The year after demonetisation was driven by innovation, mainly news mobile applications allowing merchants to receive digital payments via UPI, Link Based, Bharat QR Scan & Pay to mPOS. Competition also intensified with the entry of new players. “There has been concern that with cash back into the system, the sustenance of digitising payments has taken a hit. However, we believe that structural reforms like the GST has in fact given the much needed boost to the digitisation initiative. It will be difficult to make cash deals anymore with digital trails of every transaction now. While we haven’t seen any slow down owing to cash in the system, we are sure that even if there is any lag or slow down, it is just temporary,” said Dewang Neralla, MD & CEO, Atom Technologies.

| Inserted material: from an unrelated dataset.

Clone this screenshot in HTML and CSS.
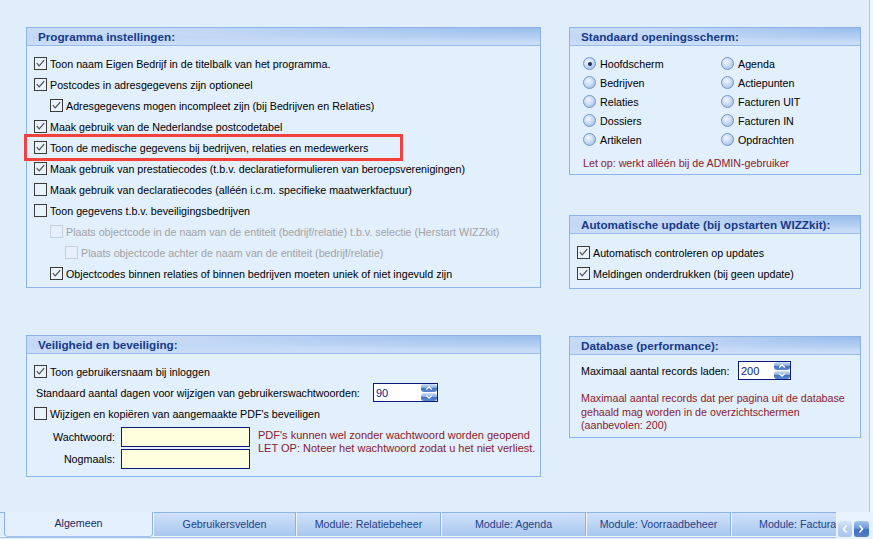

What’s the road ahead? Bankers and industry experts say for further accelerating the growth momentum and moving towards a ‘less cash economy’, both the government and the regulators need to continue the initiatives taken by them. Principle-based policies, regulation versus current approach of product or entity based regulations, seamless access to payments network and other critical payments infrastructure like UPI and RTGS, among others, to all the authorised payments players will make sure that incentives continue to grow for digital transactions. This also needs substantial investments by the players.